火炎型土器について考えた話です
今回は火焔型土器
以前の記事で、縄文時代について書きました。
その時には、主に土偶とは何だったのかという事から、縄文時代について考えました。
縄文時代を代表するもう一方の雄と言っても良い「火焔型土器」については、その解釈が上手く纏まらず、上記の記事でも申し訳程度に触れるのみでした。
ここにきて、これはと思う説を思いついたので、今回は火焔型土器についてです。
火焔型土器
土偶と並んで非常に有名な火焔型土器ですが、改めてどんなものか確認します。
火焔型土器は、今から約5000年程前の縄文時代中期の主に信濃川流域の遺跡から発見されました。
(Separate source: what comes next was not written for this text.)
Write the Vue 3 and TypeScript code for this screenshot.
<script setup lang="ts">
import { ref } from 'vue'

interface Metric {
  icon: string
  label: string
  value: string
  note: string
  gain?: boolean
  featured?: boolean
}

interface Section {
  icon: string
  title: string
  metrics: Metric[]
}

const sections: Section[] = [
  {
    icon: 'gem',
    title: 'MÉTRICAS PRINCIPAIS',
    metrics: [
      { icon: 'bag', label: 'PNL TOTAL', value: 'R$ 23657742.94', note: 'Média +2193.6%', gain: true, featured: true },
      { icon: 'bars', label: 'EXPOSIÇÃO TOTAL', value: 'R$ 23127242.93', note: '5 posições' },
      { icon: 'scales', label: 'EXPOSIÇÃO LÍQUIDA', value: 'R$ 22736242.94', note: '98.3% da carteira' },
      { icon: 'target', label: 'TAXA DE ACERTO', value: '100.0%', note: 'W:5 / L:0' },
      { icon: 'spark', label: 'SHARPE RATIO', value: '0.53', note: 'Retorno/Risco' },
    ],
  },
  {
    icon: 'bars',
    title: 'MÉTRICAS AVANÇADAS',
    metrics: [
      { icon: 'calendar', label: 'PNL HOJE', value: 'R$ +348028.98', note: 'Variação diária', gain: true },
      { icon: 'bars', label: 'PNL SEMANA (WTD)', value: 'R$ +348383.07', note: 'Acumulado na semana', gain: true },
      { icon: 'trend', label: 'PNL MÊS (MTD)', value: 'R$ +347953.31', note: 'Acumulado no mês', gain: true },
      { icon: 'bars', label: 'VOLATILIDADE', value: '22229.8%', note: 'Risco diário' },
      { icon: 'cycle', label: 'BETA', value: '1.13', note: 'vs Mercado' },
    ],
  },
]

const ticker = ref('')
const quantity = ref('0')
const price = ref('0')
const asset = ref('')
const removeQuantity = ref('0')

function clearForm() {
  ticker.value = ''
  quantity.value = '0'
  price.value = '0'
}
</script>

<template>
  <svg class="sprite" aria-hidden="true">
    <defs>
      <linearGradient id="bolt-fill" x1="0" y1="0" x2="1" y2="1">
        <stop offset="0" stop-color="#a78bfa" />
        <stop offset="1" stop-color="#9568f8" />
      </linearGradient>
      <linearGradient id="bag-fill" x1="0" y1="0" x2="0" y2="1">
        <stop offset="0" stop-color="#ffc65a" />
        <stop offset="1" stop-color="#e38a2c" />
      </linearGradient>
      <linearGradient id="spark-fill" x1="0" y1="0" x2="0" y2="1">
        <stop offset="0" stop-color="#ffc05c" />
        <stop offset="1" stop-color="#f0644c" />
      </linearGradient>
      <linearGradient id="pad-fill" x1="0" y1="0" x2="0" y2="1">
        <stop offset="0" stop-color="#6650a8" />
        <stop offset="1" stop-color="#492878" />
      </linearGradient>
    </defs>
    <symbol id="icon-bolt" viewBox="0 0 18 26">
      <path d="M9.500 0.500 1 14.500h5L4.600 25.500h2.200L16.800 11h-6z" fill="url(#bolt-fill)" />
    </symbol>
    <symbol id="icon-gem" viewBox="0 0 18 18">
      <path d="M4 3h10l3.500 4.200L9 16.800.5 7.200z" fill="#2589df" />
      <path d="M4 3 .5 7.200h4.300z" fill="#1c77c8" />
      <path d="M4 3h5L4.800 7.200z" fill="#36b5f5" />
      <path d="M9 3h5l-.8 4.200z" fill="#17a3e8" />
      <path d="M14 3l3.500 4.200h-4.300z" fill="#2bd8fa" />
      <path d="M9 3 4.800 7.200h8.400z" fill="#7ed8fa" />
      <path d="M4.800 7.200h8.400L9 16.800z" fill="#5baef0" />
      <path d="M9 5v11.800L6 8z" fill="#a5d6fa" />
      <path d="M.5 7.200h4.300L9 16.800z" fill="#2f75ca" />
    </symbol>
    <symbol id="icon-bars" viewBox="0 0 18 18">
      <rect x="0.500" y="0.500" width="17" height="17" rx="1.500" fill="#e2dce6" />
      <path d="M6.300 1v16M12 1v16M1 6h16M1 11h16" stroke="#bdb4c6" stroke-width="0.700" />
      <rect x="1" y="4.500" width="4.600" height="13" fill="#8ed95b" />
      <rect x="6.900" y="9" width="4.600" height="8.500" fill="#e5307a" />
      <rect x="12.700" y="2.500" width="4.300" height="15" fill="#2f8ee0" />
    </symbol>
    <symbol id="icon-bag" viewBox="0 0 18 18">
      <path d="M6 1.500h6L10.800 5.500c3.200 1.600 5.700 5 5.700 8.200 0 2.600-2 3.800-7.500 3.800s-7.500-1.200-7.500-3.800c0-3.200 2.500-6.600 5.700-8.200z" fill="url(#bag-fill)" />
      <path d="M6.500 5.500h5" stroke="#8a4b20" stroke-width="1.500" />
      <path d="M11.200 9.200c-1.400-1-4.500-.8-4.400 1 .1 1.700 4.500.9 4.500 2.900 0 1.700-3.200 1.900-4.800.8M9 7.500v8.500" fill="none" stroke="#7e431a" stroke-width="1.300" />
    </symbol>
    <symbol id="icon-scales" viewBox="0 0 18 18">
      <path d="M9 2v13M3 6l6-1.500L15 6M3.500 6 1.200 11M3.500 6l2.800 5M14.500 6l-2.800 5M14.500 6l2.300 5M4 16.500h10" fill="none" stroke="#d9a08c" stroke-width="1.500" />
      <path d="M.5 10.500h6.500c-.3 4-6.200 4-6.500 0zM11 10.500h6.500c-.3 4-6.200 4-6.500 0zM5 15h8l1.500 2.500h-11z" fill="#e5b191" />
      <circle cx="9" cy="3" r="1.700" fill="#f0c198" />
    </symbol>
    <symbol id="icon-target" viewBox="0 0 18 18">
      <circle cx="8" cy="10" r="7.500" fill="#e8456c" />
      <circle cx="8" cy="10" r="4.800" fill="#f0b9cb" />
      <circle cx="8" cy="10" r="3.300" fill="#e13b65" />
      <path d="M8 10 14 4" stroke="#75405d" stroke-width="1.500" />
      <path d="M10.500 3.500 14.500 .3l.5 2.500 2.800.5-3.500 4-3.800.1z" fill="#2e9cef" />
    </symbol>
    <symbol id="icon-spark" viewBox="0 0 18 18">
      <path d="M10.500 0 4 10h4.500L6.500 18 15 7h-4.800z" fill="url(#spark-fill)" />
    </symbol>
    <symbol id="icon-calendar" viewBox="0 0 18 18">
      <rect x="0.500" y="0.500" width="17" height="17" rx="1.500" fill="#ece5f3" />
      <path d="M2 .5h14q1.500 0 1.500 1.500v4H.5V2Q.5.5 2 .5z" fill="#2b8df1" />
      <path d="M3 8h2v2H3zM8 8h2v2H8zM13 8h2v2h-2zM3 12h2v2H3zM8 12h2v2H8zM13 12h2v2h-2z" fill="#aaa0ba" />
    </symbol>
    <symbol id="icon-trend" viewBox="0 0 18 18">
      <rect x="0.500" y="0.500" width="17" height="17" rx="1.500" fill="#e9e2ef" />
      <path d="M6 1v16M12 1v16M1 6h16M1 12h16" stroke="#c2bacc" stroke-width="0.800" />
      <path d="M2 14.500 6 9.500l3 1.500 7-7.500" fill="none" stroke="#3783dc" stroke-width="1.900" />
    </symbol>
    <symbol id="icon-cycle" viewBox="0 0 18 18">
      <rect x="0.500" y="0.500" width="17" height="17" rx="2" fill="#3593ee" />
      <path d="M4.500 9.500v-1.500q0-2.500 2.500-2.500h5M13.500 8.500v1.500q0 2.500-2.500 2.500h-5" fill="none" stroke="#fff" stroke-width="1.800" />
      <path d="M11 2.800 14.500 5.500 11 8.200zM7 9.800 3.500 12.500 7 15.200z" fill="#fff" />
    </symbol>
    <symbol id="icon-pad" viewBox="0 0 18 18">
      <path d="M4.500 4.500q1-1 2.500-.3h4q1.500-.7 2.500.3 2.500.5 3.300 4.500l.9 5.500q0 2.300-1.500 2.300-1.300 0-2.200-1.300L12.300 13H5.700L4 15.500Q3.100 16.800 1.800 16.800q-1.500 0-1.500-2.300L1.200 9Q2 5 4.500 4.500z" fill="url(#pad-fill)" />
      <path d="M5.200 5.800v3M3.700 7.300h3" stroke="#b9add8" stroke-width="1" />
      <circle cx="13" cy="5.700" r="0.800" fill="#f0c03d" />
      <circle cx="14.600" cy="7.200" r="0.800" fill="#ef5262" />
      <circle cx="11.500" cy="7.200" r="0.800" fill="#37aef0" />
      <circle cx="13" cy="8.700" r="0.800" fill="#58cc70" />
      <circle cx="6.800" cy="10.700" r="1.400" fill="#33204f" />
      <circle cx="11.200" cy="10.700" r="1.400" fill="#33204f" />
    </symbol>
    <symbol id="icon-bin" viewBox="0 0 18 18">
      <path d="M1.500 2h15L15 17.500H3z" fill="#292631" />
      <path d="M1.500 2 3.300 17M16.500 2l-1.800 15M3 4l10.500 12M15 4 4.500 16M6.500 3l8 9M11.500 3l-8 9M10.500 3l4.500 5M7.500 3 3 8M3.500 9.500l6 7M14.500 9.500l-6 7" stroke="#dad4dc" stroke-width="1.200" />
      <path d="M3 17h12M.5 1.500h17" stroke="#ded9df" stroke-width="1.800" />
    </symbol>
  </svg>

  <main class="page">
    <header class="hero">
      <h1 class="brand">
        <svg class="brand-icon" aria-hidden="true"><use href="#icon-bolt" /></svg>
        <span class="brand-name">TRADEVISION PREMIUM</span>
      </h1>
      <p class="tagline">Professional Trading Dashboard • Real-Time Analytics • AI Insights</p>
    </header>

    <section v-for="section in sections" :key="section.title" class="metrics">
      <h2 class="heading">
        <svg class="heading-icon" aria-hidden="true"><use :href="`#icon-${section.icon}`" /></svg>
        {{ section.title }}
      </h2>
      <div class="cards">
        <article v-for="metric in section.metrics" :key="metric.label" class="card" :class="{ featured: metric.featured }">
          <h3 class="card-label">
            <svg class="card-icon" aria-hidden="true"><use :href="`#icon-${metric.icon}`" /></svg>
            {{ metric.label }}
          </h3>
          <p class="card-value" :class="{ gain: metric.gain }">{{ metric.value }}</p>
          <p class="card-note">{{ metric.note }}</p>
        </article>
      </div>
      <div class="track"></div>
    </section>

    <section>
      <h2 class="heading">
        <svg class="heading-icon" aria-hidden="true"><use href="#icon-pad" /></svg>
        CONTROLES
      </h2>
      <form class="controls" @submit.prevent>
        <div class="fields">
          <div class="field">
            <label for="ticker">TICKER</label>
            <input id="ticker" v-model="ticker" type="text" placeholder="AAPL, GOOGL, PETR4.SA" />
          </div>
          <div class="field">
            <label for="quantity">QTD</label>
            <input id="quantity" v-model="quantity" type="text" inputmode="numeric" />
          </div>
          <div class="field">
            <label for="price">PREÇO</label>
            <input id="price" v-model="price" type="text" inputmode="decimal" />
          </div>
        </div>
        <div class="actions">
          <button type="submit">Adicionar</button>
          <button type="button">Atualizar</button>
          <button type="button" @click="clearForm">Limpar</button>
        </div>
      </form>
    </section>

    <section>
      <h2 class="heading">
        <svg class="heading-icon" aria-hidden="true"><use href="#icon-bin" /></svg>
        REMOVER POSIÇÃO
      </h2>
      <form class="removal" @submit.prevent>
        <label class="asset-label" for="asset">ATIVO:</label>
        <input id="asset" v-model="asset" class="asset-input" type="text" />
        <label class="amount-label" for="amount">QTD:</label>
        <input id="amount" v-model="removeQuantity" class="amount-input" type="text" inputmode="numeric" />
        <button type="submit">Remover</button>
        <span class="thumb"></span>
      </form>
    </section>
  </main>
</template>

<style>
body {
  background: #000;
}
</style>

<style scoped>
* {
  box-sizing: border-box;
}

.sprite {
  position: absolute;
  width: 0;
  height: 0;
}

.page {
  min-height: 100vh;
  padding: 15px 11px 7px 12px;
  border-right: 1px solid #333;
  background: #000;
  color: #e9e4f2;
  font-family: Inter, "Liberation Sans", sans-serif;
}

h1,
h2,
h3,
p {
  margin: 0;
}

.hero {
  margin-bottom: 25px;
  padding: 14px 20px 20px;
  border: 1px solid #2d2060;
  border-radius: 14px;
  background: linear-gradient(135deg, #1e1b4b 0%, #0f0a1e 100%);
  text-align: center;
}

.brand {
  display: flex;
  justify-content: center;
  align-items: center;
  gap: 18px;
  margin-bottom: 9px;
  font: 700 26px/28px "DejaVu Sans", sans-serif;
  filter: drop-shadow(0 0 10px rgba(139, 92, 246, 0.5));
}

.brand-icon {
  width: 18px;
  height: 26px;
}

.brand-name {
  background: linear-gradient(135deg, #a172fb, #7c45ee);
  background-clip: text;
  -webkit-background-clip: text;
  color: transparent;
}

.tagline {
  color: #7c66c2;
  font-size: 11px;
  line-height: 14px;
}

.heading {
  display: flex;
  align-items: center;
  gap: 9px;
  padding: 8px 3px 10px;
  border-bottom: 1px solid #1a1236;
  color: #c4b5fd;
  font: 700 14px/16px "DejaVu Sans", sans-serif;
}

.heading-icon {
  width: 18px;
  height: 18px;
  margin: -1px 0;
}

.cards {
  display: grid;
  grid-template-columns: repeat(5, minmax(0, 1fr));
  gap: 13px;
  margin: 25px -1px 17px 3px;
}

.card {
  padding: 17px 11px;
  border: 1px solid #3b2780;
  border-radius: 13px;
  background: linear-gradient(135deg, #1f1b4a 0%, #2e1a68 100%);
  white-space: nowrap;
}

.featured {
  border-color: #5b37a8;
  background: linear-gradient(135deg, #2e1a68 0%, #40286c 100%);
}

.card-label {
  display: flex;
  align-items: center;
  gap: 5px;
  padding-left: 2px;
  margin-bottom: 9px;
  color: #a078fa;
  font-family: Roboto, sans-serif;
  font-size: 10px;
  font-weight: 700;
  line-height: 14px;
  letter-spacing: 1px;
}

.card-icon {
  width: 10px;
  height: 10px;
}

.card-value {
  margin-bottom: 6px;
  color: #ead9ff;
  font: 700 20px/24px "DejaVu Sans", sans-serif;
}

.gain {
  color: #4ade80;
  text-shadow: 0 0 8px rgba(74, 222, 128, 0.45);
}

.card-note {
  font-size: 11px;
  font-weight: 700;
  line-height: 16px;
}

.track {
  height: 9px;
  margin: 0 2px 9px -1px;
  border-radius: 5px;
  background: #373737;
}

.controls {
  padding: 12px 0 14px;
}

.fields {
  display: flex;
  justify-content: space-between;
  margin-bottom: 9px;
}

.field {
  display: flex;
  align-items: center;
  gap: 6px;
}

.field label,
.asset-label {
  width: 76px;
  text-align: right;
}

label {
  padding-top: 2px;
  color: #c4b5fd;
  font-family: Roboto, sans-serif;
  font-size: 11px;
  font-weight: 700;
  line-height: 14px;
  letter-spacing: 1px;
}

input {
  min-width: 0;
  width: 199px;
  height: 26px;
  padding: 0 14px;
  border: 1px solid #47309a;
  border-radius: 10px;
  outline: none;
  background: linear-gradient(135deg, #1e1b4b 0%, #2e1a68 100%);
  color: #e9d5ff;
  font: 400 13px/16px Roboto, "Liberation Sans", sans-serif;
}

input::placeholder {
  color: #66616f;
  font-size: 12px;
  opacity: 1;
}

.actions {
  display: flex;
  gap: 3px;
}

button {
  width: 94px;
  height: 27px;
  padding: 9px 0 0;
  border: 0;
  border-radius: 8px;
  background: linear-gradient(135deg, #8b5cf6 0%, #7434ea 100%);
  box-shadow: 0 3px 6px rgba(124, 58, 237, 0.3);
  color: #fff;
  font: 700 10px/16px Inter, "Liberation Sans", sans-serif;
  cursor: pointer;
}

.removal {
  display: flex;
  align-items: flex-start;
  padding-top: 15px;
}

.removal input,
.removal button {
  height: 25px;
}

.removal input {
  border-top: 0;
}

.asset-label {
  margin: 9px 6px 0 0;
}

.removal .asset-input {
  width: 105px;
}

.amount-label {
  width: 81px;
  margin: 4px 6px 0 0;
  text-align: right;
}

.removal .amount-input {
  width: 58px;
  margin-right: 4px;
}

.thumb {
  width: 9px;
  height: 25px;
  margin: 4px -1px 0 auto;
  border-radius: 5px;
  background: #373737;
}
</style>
その後、500年程の間作られた事が分かっているようです。
その特徴は、名称にも有るように炎の形を写し取ったとも思える、他に類を見ない独特得の形状に有ります。
天才芸術家の作か
火焔型土器の形状は、上の画像を見ても分かるように、炎と言えば言えないことも無いのですが、それだけでは納得できないものが有るのも明らかでしょう。
だからといって、その形が何なのかと言われても、いわく言い難いというのが正直なところです。
芸術的なセンスのない私としては、なんだか分からないので逆に芸術的なものでないかと考えてきました。
だから、私には理解できないのだと。
約5000年前に天才的な芸術家肌の人物が居て、その手によって生み出されたのではないかと思っていました。
それがその後500年に渡って信濃川流域で作り続けられたのではなかったかと。
その為、現代の岡本太郎の芸術心にも響いたという訳です。
煮炊きにも使っていた
しかし、この考え方にも疑問が無かったわけでは無いのです。
火焔式土器は、研究によると、その内側の付着物などから煮炊きに使われたと考えられています。
単なる芸術作品ではなく、日用品だったのです。
その割には、一見して分かるように、とても煮炊きに便利とは言えない形です。
という事は、単に造形的に素晴らしいからと言うだけではなく、不便を押してでも煮炊きに使う理由がなければなりません。
それはなんでしょう。
土偶から考える
ところで、上にも挙げた以前の記事で土偶を、何らかの祭祀を執り行っていた人物を形作る事で、その力を常に身近に置いておこうとしたものでは無いかと考えました。
この見方を火焔型土器にも適応するとどうなるでしょう。
執り行う人物ではなく、使用される器状の物に力が宿るといった形の祭祀が有ったと考えたらどうでしょう。
その力を常に身近に置こうとして土器で形作ったのが、火焔型土器という訳です。
土器のより先に祭祀が有ったとすれば、その器は周りの自然から得られる材料で作られた可能性は高いでしょう。
植物性の材料も使われたでしょう。
そう考えると、火焔型土器の形状も有る程度頷けるものだと思うのです。
ひも状の部分は、ツタのようなもので筒状に形作ったものとも考えられそうです。
炎状の形態は、植物の枝葉などとも考えられそうです。
更に、祭祀において、その器を使って加熱するような行為が重要な意味をもっていたとすれば、それを形づくった火焔型土器で煮炊きするというのも頷ける事になります。
そういった祭祀を基にしたものが、信濃川流域で500年に渡って継承されたという事では無いでしょうか。
普通、あの形の土器で煮炊きしたいとは思いませんよね。